Gdy powstawała UE obywatele Europy wierzyli, że zbudowana została na wartościach i prawie. Przede wszystkim na europejskich wartościach chrześcijańskich. Wierzyli ale się rozczarowali. I nie tylko Brytyjczycy ale znaczna część społeczeństwa unijnego, co doprowadza eurokratów do rozpaczy i do uchwalania rezolucji, które mają wymusić posłuszeństwo wobec elit lewacko - liberalnych, do których należy pani Hübner, panowie Timmermans i Verhofstadt, Tusk i Juncker. Oni i ich poprzednicy pozbawili wspólnotę wartości, które miały stanowić podstawowy element integracji. A integrację społeczeństw zamienili w integrację pod hasłem poprawności politycznej, która z tradycyjnymi wartościami europejskimi nie ma nic wspólnego.

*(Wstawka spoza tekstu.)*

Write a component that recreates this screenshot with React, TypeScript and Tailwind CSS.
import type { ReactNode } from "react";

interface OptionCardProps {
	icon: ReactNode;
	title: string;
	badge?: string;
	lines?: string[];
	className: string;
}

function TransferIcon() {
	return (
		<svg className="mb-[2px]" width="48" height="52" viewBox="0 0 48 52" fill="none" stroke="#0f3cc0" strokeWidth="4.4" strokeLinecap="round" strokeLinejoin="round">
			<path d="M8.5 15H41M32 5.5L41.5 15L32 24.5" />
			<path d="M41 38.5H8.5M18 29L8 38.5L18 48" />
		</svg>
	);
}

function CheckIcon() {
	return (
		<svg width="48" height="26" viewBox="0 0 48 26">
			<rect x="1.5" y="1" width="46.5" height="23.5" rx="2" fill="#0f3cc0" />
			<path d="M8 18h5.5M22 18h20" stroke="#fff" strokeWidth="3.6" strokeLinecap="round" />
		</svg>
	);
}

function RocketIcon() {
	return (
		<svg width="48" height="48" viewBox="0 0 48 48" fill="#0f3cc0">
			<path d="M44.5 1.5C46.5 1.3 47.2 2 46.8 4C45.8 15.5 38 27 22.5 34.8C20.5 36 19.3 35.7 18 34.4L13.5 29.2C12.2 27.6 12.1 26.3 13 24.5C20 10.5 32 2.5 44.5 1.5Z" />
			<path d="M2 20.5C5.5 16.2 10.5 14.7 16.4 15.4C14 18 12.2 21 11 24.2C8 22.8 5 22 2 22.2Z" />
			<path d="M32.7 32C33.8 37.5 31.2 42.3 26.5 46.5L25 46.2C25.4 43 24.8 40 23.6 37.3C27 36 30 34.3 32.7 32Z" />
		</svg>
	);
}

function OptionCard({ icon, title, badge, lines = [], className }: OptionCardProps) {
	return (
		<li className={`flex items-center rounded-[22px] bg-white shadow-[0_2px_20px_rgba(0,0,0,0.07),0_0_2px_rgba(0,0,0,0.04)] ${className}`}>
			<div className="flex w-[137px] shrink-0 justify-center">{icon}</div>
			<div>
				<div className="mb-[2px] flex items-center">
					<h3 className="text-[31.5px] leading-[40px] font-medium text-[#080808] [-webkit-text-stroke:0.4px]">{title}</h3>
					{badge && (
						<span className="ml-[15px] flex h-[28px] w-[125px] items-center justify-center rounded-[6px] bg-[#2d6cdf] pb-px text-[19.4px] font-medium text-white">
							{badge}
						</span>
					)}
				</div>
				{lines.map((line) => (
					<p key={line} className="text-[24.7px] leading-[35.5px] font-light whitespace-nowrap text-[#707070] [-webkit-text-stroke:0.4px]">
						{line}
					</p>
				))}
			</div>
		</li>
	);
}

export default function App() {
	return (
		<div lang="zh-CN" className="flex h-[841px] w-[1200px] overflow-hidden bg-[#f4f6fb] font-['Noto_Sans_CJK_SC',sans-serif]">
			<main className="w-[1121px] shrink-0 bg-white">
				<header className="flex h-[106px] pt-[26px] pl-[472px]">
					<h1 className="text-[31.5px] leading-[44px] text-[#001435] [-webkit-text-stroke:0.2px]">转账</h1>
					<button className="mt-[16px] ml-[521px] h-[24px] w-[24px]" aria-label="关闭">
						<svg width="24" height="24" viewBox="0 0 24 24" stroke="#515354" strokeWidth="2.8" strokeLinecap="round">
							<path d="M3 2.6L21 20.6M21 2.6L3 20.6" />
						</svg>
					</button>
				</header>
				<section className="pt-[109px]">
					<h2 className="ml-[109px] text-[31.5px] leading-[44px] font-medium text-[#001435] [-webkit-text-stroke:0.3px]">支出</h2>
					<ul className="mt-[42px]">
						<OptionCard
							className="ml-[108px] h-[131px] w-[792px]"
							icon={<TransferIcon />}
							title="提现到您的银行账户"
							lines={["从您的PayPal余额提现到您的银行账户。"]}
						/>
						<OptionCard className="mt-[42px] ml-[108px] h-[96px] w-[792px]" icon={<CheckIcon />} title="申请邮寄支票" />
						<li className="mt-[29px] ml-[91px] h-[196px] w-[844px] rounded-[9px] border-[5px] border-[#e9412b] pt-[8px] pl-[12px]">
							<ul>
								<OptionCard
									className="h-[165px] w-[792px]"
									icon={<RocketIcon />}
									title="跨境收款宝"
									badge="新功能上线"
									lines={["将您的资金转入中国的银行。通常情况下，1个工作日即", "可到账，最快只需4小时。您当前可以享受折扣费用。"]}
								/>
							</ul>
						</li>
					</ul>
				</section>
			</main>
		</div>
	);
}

Mamy do czynienia z nową komuną, którą postkomuniści z byłego bloku wschodniego wyssali z mlekiem matki, a postkomuniści z krajów Europy zachodniej z sowieckich wolności obyczajowych, mających zastąpić wolność sumienia i wyznania i swobodę wyrażania oglądów. Danuta Hübner nazwała to dialogiem, znamy te dialogi, od dialogów się zaczynało, a na represjach kończyło. Muszę przyznać, że czytałam ten perfidny wywiad z obrzydzeniem, bo pochodzę z rodziny, która doznała prześladowań ze strony takich ludzi, jak dziadek i ojciec europosłanki. I nie wierzę jej deklaracjom, a zwłaszcza tym, w których zapewnia nas o swoim patriotyzmie.

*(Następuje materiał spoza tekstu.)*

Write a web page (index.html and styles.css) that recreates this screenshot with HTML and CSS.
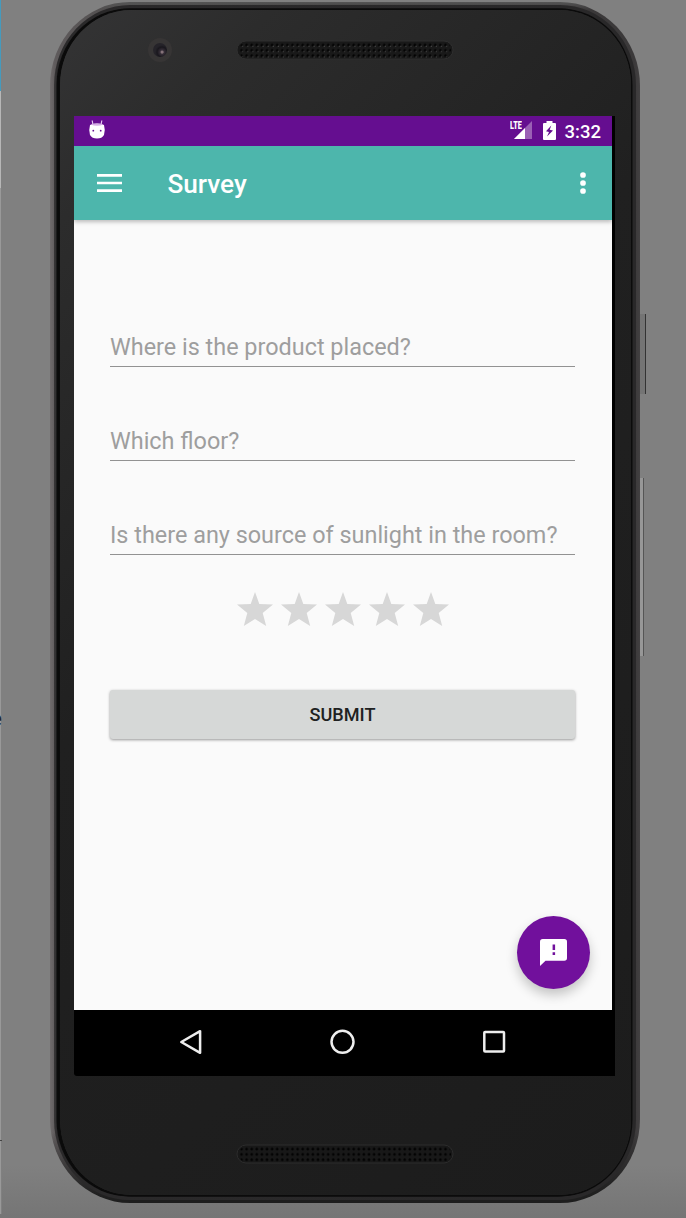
FILE: index.html
```html
<!DOCTYPE html>
<html lang="en">
<head>
<meta charset="utf-8">
<title>Survey</title>
<link rel="stylesheet" href="styles.css">
</head>
<body>
<div class="desktop">
  <div class="window-edge"><span class="edge-letter">e</span><i class="edge-tick"></i></div>
  <div class="key power"></div>
  <div class="key volume"></div>
  <div class="phone">
    <div class="rim">
      <div class="face">
        <div class="top-bezel">
          <div class="camera"><div class="lens"></div></div>
          <svg class="speaker" width="218" height="20" viewBox="0 0 218 20">
            <defs>
              <pattern id="holes" x="3" y="2.5" width="5.1" height="5.3" patternUnits="userSpaceOnUse">
                <circle cx="2.5" cy="2.6" r="1.4" fill="#030303"/>
                <circle cx="3.6" cy="3.700" r=".65" fill="#4a4a4a"/>
              </pattern>
              <pattern id="holes-dark" x="3" y="2.5" width="5.1" height="5.3" patternUnits="userSpaceOnUse">
                <circle cx="2.5" cy="2.6" r="1.4" fill="#030303"/>
              </pattern>
            </defs>
            <rect x="1" y="1" width="216" height="18" rx="9" fill="#191919" stroke="#2f2f2f" stroke-width="1"/>
            <rect x="3" y="2.5" width="212" height="15.5" rx="7" fill="url(#holes)"/>
          </svg>
        </div>
        <div class="display">
          <div class="app">
            <header class="status-bar">
              <svg class="droid" width="18" height="20" viewBox="0 0 18 20">
                <path d="M4.2 .5l.8 5M13.8 .5l-.8 5" stroke="#e3c9ee" stroke-width="1.2"/>
                <path d="M2 5Q9 2.500 16 5Q17.600 10.500 16 15Q14 18.500 9 18.500T2 15Q.4 10.500 2 5Z" fill="#fff"/>
                <path d="M2.500 4.500Q9 2 15.500 4.500Q9 7 2.500 4.500Z" fill="#d5afe5"/>
                <circle cx="5.300" cy="10.700" r=".9" fill="#650e90"/><circle cx="12.700" cy="10.700" r=".9" fill="#650e90"/>
              </svg>
              <div class="status-right">
                <div class="signal">
                  <svg width="24" height="19" viewBox="0 0 24 19"><path d="M23 0v18H5Z" fill="#9a60b5"/><path d="M5 18L16 7v11Z" fill="#fff"/><path d="M3 0h10v9H3z" fill="#650e90"/></svg>
                  <span class="lte">LTE</span>
                </div>
                <svg class="battery" width="13" height="19" viewBox="0 0 13 19"><path d="M3.500 2V0h6v2H12q1 0 1 1v15q0 1-1 1H1q-1 0-1-1V3q0-1 1-1Z" fill="#fff"/><path d="M8.300 4.500L3 10.300l3 .8-2 4.500 6-6-3.300-.8Z" fill="#650e90"/></svg>
                <span class="clock">3:32</span>
              </div>
            </header>
            <nav class="toolbar">
              <svg class="menu" width="25" height="18" viewBox="0 0 25 18"><path d="M0 1.400h25M0 9h25M0 16.600h25" stroke="#fff" stroke-width="2.700"/></svg>
              <h1 class="title">Survey</h1>
              <svg class="more" width="6" height="22" viewBox="0 0 6 22"><g fill="#fff"><circle cx="3" cy="3" r="2.850"/><circle cx="3" cy="11" r="2.850"/><circle cx="3" cy="19" r="2.850"/></g></svg>
            </nav>
            <main class="content">
              <div class="field">Where is the product placed?</div>
              <div class="field">Which floor?</div>
              <div class="field">Is there any source of sunlight in the room?</div>
              <div class="stars">
                <svg class="star" viewBox="0 0 36 34"><path d="M18 0l4.300 12L36 12.500 25.700 21l3.500 13L18 27.100 6.800 34l3.500-13L0 12.500l13.700-.5Z"/></svg>
                <svg class="star" viewBox="0 0 36 34"><path d="M18 0l4.300 12L36 12.500 25.700 21l3.500 13L18 27.100 6.800 34l3.500-13L0 12.500l13.700-.5Z"/></svg>
                <svg class="star" viewBox="0 0 36 34"><path d="M18 0l4.300 12L36 12.500 25.700 21l3.500 13L18 27.100 6.800 34l3.500-13L0 12.500l13.700-.5Z"/></svg>
                <svg class="star" viewBox="0 0 36 34"><path d="M18 0l4.300 12L36 12.500 25.700 21l3.500 13L18 27.100 6.800 34l3.500-13L0 12.500l13.700-.5Z"/></svg>
                <svg class="star" viewBox="0 0 36 34"><path d="M18 0l4.300 12L36 12.500 25.700 21l3.500 13L18 27.100 6.800 34l3.500-13L0 12.500l13.700-.5Z"/></svg>
              </div>
              <button class="submit">SUBMIT</button>
              <button class="fab" aria-label="Feedback">
                <svg width="27" height="27" viewBox="0 0 27 27"><path d="M2.700 0h21.600Q27 0 27 2.700V19q0 2.700-2.700 2.700H5.500L0 27V2.700Q0 0 2.700 0Z" fill="#fff"/><path d="M12.600 5.500h2.500V11h-2.500zM12.600 13.200h2.500v2.900h-2.500z" fill="#71109c"/></svg>
              </button>
            </main>
          </div>
          <footer class="nav-bar">
            <svg class="nav-icon" viewBox="0 0 28 28"><path d="M23.100 3.200v21.600L4.300 14Z"/></svg>
            <svg class="nav-icon" viewBox="0 0 28 28"><circle cx="13.500" cy="13.800" r="11"/></svg>
            <svg class="nav-icon" viewBox="0 0 28 28"><rect x="4.300" y="3.900" width="19.700" height="19.700" rx=".8"/></svg>
          </footer>
        </div>
        <div class="bottom-bezel">
          <svg class="speaker" width="218" height="20" viewBox="0 0 218 20">
            <rect x="1" y="1" width="216" height="18" rx="9" fill="#181818" stroke="#2c2c2c" stroke-width="1"/>
            <rect x="3" y="2.500" width="212" height="15.500" rx="7" fill="url(#holes-dark)"/>
          </svg>
        </div>
      </div>
    </div>
  </div>
</div>
</body>
</html>
```
FILE: styles.css
```css
* { box-sizing: border-box; }
body { margin: 0; font-family: Roboto, "Liberation Sans", sans-serif; }
.desktop {
  position: relative;
  width: 686px;
  height: 1218px;
  padding: 2px 0 0 50px;
  overflow: hidden;
  background: linear-gradient(#808080 0, #808080 1165px, #757575 1218px);
}
.window-edge {
  position: absolute;
  left: 0;
  top: 0;
  width: 2px;
  height: 1214px;
  overflow: hidden;
  background: linear-gradient(90deg, transparent 1px, #808080 1px), linear-gradient(#459abd 0 91px, #b7b7b7 91px 188px, #999 188px);
}
.edge-letter { position: absolute; right: 0; top: 706px; font-size: 22px; line-height: 26px; color: #222; }
.edge-tick { position: absolute; left: 0; top: 1140px; width: 2px; height: 1px; background: #444; }
.key { position: absolute; background: #747474; border-right: 1px solid #333; }
.power { left: 639px; top: 314px; width: 7px; height: 80px; }
.volume { left: 639px; top: 478px; width: 5px; height: 178px; background: #979797; border-right-color: #555; }
.phone {
  position: relative;
  width: 590px;
  height: 1201px;
  padding: 3px 4px 3px 4px;
  border-radius: 80px / 84px;
  background: linear-gradient(#555 0, transparent 8px, transparent 1130px, #1e1e1e 1196px), linear-gradient(90deg, #706c6d 0, #5f5b5c 5px, #4b4949 80px, #353333 300px, #3b393a 584px, #424041 100%);
}
.rim {
  height: 100%;
  padding: 5px 5px 5px 6px;
  border-radius: 76px / 80px;
  background: linear-gradient(90deg, #383637, #2a292a 4px, #292829);
}
.face {
  display: flex;
  flex-direction: column;
  height: 100%;
  padding-left: 14px;
  border-radius: 71px / 75px;
  background: linear-gradient(135deg, #343435 0, #2c2c2c 150px, #202020 520px, #1c1c1c 100%);
  box-shadow: 0 0 0 1.5px #0b0b0b, -2px 0 0 1.5px #0b0b0b;
}
.top-bezel { display: flex; height: 106px; padding: 28px 0 0 74px; gap: 64px; }
.camera { display: flex; align-items: center; justify-content: center; width: 24px; height: 24px; border-radius: 50%; background: #373535; }
.lens { width: 14px; height: 14px; border-radius: 50%; background: radial-gradient(circle at 65% 65%, #86737a 0 1px, #38303a 2px, #19171d 5px, #252329 7px); }
.speaker { display: block; margin-top: 2px; }
.display { width: 541px; height: 960px; background: #000; border-radius: 0 0 0 3px; }
.app { width: 538px; height: 894px; background: #fafafa; }
.status-bar { display: flex; justify-content: space-between; height: 30px; padding: 4px 11px 0 14px; background: #650e90; }
.status-right { display: flex; align-items: flex-start; color: #fff; }
.signal { position: relative; width: 24px; height: 20px; padding-top: 1px; }
.lte { position: absolute; left: 1px; top: 1px; font: 900 11px/10px Roboto, sans-serif; transform: scaleX(.66); transform-origin: left; }
.battery { margin: 1px 9px 0 10px; }
.clock { font-size: 18.500px; line-height: 24px; font-weight: 500; }
.toolbar { position: relative; display: flex; align-items: center; height: 74px; padding: 0 26px 0 23.400px; background: #4db6ac; box-shadow: 0 2px 4px rgba(0,0,0,.25); clip-path: inset(0 0 -8px 0); }
.title { margin: 2px 0 0 45px; color: #fff; font-size: 26.200px; line-height: 32px; font-weight: 500; }
.more { margin-left: auto; }
.content { position: relative; height: 790px; padding: 106.500px 37px 0 36px; }
.field { height: 40px; margin-bottom: 54.200px; border-bottom: 1.500px solid #929292; color: #9e9e9e; font-size: 23.420px; line-height: 41px; white-space: nowrap; }
.stars { display: flex; justify-content: center; gap: 8px; margin: -17.300px 0 0 0; }
.star { width: 36px; height: 34px; fill: #d7d7d7; }
.submit { display: block; width: 465px; height: 49px; margin-top: 64px; padding: 0; border: 0; border-radius: 3px; background: #d6d8d7; box-shadow: 0 1px 3px rgba(0,0,0,.4); color: #202121; font: 500 18.100px/49px Roboto, sans-serif; }
.fab { position: absolute; right: 22px; bottom: 21px; display: flex; align-items: center; justify-content: center; width: 73px; height: 73px; padding: 0; border: 0; border-radius: 50%; background: #71109c; box-shadow: 0 6px 12px rgba(0,0,0,.22); }
.nav-bar { display: flex; align-items: center; justify-content: space-between; height: 66px; padding: 0 107px 3px 103px; }
.nav-icon { width: 28px; height: 28px; fill: none; stroke: #eee; stroke-width: 2.500; stroke-linejoin: round; }
.bottom-bezel { padding: 66px 0 0 162px; }
```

I nie wierzę, że pragnie dobra Polski i Polaków, ona pragnie dobra lewicy liberalnej i jej trwania u władzy w zintegrowanym kołchozie, jakim jest UE, w którym ma panować praworządność Rzeplińskiego i Gersdorf, i sędziów niemieckich, odbierających bezprawnie polskim rodzinom dzieci w celu ich zniemczenia. Nie słyszałam, żeby PE uchwaliła rezolucję w tej sprawie. Ale przyczepiła się do reform wymiaru sprawiedliwości w Polsce, gdyż ogranicza o samowolę „nadzwyczajnej kasty”, a co za tym idzie tzw. elit.

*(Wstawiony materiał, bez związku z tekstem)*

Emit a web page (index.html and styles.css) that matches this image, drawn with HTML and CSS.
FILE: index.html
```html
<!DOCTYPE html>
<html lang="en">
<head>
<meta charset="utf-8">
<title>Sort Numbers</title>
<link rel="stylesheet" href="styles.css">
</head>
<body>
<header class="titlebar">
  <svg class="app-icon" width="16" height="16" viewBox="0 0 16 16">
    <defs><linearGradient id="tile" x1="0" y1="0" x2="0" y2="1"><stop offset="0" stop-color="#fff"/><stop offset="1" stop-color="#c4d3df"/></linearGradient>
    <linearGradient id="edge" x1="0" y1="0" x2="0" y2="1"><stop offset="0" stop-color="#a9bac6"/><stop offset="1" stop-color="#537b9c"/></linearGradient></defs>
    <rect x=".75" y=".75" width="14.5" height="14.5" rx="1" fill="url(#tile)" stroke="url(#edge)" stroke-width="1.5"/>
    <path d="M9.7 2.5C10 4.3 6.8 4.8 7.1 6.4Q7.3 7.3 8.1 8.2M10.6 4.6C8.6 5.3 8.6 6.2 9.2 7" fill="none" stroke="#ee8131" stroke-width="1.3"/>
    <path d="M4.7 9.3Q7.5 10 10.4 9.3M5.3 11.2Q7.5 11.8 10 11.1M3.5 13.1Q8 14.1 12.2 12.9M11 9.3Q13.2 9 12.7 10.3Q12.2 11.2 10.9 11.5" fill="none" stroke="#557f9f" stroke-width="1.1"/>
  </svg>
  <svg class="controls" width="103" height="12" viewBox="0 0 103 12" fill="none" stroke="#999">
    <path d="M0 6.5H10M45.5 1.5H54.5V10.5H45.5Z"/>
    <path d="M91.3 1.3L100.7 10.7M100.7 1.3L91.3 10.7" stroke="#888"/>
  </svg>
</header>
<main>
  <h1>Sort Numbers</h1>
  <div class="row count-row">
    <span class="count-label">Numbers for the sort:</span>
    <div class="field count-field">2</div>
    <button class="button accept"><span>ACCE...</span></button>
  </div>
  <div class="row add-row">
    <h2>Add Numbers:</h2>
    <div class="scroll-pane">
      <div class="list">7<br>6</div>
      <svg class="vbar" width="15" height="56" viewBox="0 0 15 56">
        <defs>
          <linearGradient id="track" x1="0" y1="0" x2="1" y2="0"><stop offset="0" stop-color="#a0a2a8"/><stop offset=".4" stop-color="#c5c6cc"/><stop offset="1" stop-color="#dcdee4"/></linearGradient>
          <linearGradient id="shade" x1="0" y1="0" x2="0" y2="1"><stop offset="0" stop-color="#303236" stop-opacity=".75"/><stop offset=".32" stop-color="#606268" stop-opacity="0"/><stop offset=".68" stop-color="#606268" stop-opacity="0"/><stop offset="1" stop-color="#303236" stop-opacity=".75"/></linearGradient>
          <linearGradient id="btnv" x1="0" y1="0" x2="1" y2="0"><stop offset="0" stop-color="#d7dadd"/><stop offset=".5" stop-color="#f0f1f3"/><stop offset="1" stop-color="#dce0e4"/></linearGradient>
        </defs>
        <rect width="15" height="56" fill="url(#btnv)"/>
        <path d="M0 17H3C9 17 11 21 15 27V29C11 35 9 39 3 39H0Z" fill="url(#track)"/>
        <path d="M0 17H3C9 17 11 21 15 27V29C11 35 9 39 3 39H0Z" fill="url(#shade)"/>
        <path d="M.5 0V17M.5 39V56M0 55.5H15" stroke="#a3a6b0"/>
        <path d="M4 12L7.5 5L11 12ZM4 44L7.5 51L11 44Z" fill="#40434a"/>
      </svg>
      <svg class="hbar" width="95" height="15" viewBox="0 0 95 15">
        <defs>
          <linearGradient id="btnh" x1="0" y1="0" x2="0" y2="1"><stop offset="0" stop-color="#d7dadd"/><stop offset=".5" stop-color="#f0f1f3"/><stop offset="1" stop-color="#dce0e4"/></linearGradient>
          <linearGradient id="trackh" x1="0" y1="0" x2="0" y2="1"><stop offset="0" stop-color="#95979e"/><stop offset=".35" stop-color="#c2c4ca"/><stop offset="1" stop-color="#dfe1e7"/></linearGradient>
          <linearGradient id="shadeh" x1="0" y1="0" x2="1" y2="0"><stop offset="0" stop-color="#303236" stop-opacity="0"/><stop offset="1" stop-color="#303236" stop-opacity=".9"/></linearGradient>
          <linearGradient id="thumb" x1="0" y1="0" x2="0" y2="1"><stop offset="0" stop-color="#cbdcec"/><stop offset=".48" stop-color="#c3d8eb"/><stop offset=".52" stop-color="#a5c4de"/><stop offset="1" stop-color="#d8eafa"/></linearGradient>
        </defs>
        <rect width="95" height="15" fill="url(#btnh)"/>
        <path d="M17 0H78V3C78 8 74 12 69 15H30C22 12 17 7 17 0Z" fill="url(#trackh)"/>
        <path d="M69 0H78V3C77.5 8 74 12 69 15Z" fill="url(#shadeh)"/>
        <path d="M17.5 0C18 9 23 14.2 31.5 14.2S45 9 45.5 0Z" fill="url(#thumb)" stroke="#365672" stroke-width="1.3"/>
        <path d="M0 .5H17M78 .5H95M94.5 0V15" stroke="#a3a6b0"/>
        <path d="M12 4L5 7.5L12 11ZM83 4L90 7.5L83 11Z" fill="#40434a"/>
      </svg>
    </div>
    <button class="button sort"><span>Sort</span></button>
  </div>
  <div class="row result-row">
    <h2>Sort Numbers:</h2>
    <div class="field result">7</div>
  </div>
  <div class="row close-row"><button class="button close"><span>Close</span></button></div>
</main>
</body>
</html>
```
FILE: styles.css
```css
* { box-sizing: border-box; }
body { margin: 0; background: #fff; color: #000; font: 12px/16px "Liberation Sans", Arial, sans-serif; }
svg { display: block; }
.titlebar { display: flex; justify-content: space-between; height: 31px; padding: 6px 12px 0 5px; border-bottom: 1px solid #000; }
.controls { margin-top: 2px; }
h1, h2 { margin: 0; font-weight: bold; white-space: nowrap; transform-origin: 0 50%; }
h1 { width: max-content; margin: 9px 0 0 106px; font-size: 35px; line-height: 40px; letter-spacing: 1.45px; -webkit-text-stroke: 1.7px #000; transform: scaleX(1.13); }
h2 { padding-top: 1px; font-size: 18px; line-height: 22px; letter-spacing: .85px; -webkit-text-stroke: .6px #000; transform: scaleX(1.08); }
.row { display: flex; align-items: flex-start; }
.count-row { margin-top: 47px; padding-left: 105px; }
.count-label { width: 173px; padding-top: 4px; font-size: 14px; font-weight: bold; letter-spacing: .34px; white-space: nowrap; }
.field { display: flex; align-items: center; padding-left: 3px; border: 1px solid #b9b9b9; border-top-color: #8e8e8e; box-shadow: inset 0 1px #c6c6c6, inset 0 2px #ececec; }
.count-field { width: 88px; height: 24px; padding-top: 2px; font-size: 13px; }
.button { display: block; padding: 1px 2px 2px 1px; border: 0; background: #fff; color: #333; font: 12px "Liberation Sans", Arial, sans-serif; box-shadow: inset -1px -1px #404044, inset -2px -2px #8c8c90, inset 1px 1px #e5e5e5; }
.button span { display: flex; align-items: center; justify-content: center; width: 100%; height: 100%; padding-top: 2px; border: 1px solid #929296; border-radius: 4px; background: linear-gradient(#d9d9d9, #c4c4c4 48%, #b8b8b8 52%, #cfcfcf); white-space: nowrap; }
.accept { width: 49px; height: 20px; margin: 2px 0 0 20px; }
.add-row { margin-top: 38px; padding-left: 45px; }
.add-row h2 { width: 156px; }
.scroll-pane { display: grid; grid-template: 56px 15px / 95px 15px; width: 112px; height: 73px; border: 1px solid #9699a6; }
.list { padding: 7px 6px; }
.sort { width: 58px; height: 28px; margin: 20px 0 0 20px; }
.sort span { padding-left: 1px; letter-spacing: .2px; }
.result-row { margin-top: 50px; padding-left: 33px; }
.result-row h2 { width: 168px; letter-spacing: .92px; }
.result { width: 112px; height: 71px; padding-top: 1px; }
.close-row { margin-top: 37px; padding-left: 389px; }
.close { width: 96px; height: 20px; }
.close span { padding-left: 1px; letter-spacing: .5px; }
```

Czytając ten wywiad poczułam się jak w Polsce Ludowej. Podobne w tonie przemówienia wygłaszali przywódcy i aktywiści PZPR. Aroganckie, bez treści, bez szacunku dla obywateli i do prawa. Danuta Hübner wygłosiła w charakterze wywiadu taki właśnie partyjny referat, pełen banałów, zwłaszcza, tych dotyczących owych europejskich wartości. Ona się nawet zmartwiła, że nie szanują tych wartości nie tylko w Wielkiej Brytanii ale także w innych krajach. Jakże trudno wyzwolić się z myślowego stereotypu, wiadomo „czym skorupka za młodu nasiąknie, tym na starość trąci”. A ta trąci ideologiczną jednością, o którą walczy establishment europejski i ku jego zdziwieniu, zaczyna przegrywać z większością. Na Onecie niemal wszyscy internauci nie oszczędzają Danucie Hübner słów krytyki za jej antypolską postawę w sprawie rezolucji i przypominają jej o pochodzeniu, co dowodzi, że internet jest coraz skuteczniejszą bronią w walce z ideologiczną indoktrynacją, z europejską postkomuną, zbyt nachalną, żeby przekonać normalnego człowieka. I niewiarygodną w zderzeniu z powszechnie dostępną prawdą.